Work to do. Retype all of the listing exactly, passing over any picture you find.

Material provided.
------------------------------------------------------------------------
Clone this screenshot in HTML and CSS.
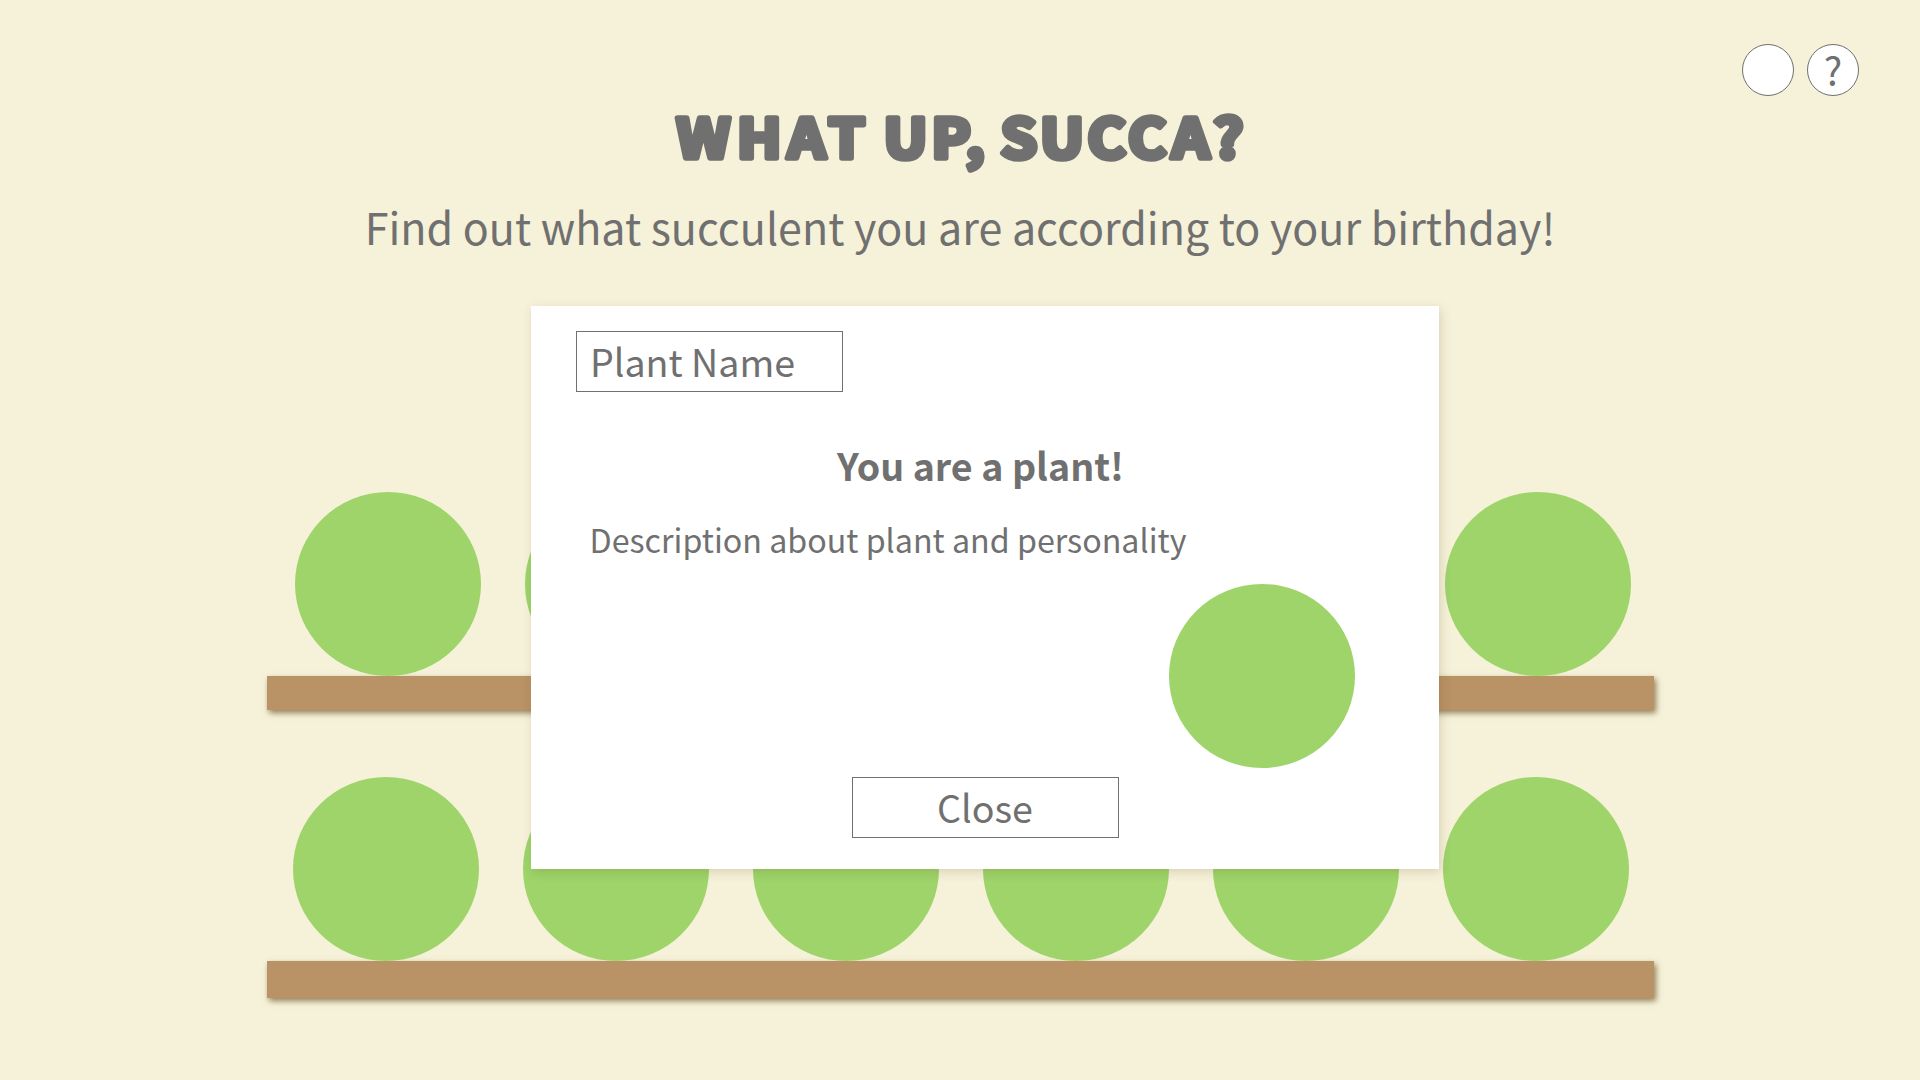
FILE: index.html
```html
<!DOCTYPE html>
<html lang="en">
<head>
<meta charset="utf-8">
<title>What Up, Succa?</title>
<link rel="stylesheet" href="styles.css">
</head>
<body>
<div class="page">
  <nav class="tools">
    <button class="round" aria-label="Sound"></button>
    <button class="round">?</button>
  </nav>
  <header class="intro">
    <h1 class="title">
      <svg class="lettering" width="570" height="82" viewBox="0 0 570 82">
        <text transform="scale(1.08 1)" y="62" x="1.5 57.5 104.5 142 178 193 237.5 269 288 301.5 338 382 419.5 460 498.5">WHAT UP, SUCCA?</text>
      </svg>
    </h1>
    <p class="subtitle">Find out what succulent you are according to your birthday!</p>
  </header>
  <main class="shelves">
    <section class="row">
      <div class="plants first"><i class="plant"></i><i class="plant"></i><i class="plant"></i><i class="plant"></i><i class="plant"></i><i class="plant"></i></div>
      <div class="shelf"></div>
    </section>
    <section class="row">
      <div class="plants"><i class="plant"></i><i class="plant"></i><i class="plant"></i><i class="plant"></i><i class="plant"></i><i class="plant"></i></div>
      <div class="shelf thick"></div>
    </section>
  </main>
  <div class="modal" role="dialog">
    <div class="box name">Plant Name</div>
    <h2 class="result">You are a plant!</h2>
    <p class="description">Description about plant and personality</p>
    <i class="plant portrait"></i>
    <button class="box close">Close</button>
  </div>
</div>
</body>
</html>
```
FILE: styles.css
```css
* { box-sizing: border-box; margin: 0; padding: 0; }
body { background: #f6f2d9; color: #707070; font-family: "Noto Sans CJK SC", "Noto Sans", sans-serif; }
button { font: inherit; color: inherit; }
.page { position: relative; width: 1920px; height: 1080px; overflow: hidden; display: flex; flex-direction: column; }
.tools { display: flex; justify-content: flex-end; gap: 13px; height: 96px; padding: 44px 61px 0 0; }
.round { width: 52px; height: 52px; border: 1px solid #707070; border-radius: 50%; background: #fff; font-size: 39px; line-height: 46px; padding-bottom: 2px; }
.intro { height: 396px; text-align: center; white-space: nowrap; }
.title { display: flex; justify-content: center; height: 82px; }
.lettering { overflow: visible; font-size: 54.4px; font-weight: 700; fill: #707070; stroke: #707070; stroke-width: 5.6px; stroke-linejoin: round; }
.subtitle { font-size: 43px; transform: scaleY(1.02); line-height: 97px; }
.shelves { width: 1387px; margin-left: 267px; display: flex; flex-direction: column; gap: 67px; }
.plants { display: flex; gap: 44px; padding-left: 26px; }
.first { padding-left: 28px; }
.plant { flex: none; display: block; width: 186px; height: 184px; border-radius: 50%; background: #9ed46a; }
.shelf { height: 34px; background: #b99265; box-shadow: 2px 3px 6px rgba(80, 50, 0, .6); }
.thick { height: 37px; }
.modal { position: absolute; left: 531px; top: 306px; width: 908px; height: 563px; padding: 25px 45px; background: #fff; box-shadow: 2px 3px 10px rgba(80, 50, 0, .17); display: flex; flex-direction: column; }
.box { width: 267px; height: 61px; border: 1px solid #707070; background: #fff; font-size: 37.6px; line-height: 57px; }
.name { padding-left: 13px; }
.result { margin-top: 43px; font-size: 37.6px; line-height: 60px; text-align: center; padding-right: 9px; }
.description { margin: 20px 0 0 13.5px; font-size: 32.22px; line-height: 48px; }
.portrait { align-self: flex-end; margin: 21px 39px 0 0; }
.close { align-self: center; margin-top: 9px; padding-bottom: 2px; }
```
------------------------------------------------------------------------
Finished exercise.
Clone this screenshot in HTML and CSS.
FILE: index.html
```html
<!DOCTYPE html>
<html lang="en">
<head>
<meta charset="utf-8">
<title>What Up, Succa?</title>
<link rel="stylesheet" href="styles.css">
</head>
<body>
<div class="page">
  <nav class="tools">
    <button class="round" aria-label="Sound"></button>
    <button class="round">?</button>
  </nav>
  <header class="intro">
    <h1 class="title">
      <svg class="lettering" width="570" height="82" viewBox="0 0 570 82">
        <text transform="scale(1.08 1)" y="62" x="1.5 57.5 104.5 142 178 193 237.5 269 288 301.5 338 382 419.5 460 498.5">WHAT UP, SUCCA?</text>
      </svg>
    </h1>
    <p class="subtitle">Find out what succulent you are according to your birthday!</p>
  </header>
  <main class="shelves">
    <section class="row">
      <div class="plants first"><i class="plant"></i><i class="plant"></i><i class="plant"></i><i class="plant"></i><i class="plant"></i><i class="plant"></i></div>
      <div class="shelf"></div>
    </section>
    <section class="row">
      <div class="plants"><i class="plant"></i><i class="plant"></i><i class="plant"></i><i class="plant"></i><i class="plant"></i><i class="plant"></i></div>
      <div class="shelf thick"></div>
    </section>
  </main>
  <div class="modal" role="dialog">
    <div class="box name">Plant Name</div>
    <h2 class="result">You are a plant!</h2>
    <p class="description">Description about plant and personality</p>
    <i class="plant portrait"></i>
    <button class="box close">Close</button>
  </div>
</div>
</body>
</html>
```
FILE: styles.css
```css
* { box-sizing: border-box; margin: 0; padding: 0; }
body { background: #f6f2d9; color: #707070; font-family: "Noto Sans CJK SC", "Noto Sans", sans-serif; }
button { font: inherit; color: inherit; }
.page { position: relative; width: 1920px; height: 1080px; overflow: hidden; display: flex; flex-direction: column; }
.tools { display: flex; justify-content: flex-end; gap: 13px; height: 96px; padding: 44px 61px 0 0; }
.round { width: 52px; height: 52px; border: 1px solid #707070; border-radius: 50%; background: #fff; font-size: 39px; line-height: 46px; padding-bottom: 2px; }
.intro { height: 396px; text-align: center; white-space: nowrap; }
.title { display: flex; justify-content: center; height: 82px; }
.lettering { overflow: visible; font-size: 54.4px; font-weight: 700; fill: #707070; stroke: #707070; stroke-width: 5.6px; stroke-linejoin: round; }
.subtitle { font-size: 43px; transform: scaleY(1.02); line-height: 97px; }
.shelves { width: 1387px; margin-left: 267px; display: flex; flex-direction: column; gap: 67px; }
.plants { display: flex; gap: 44px; padding-left: 26px; }
.first { padding-left: 28px; }
.plant { flex: none; display: block; width: 186px; height: 184px; border-radius: 50%; background: #9ed46a; }
.shelf { height: 34px; background: #b99265; box-shadow: 2px 3px 6px rgba(80, 50, 0, .6); }
.thick { height: 37px; }
.modal { position: absolute; left: 531px; top: 306px; width: 908px; height: 563px; padding: 25px 45px; background: #fff; box-shadow: 2px 3px 10px rgba(80, 50, 0, .17); display: flex; flex-direction: column; }
.box { width: 267px; height: 61px; border: 1px solid #707070; background: #fff; font-size: 37.6px; line-height: 57px; }
.name { padding-left: 13px; }
.result { margin-top: 43px; font-size: 37.6px; line-height: 60px; text-align: center; padding-right: 9px; }
.description { margin: 20px 0 0 13.5px; font-size: 32.22px; line-height: 48px; }
.portrait { align-self: flex-end; margin: 21px 39px 0 0; }
.close { align-self: center; margin-top: 9px; padding-bottom: 2px; }
```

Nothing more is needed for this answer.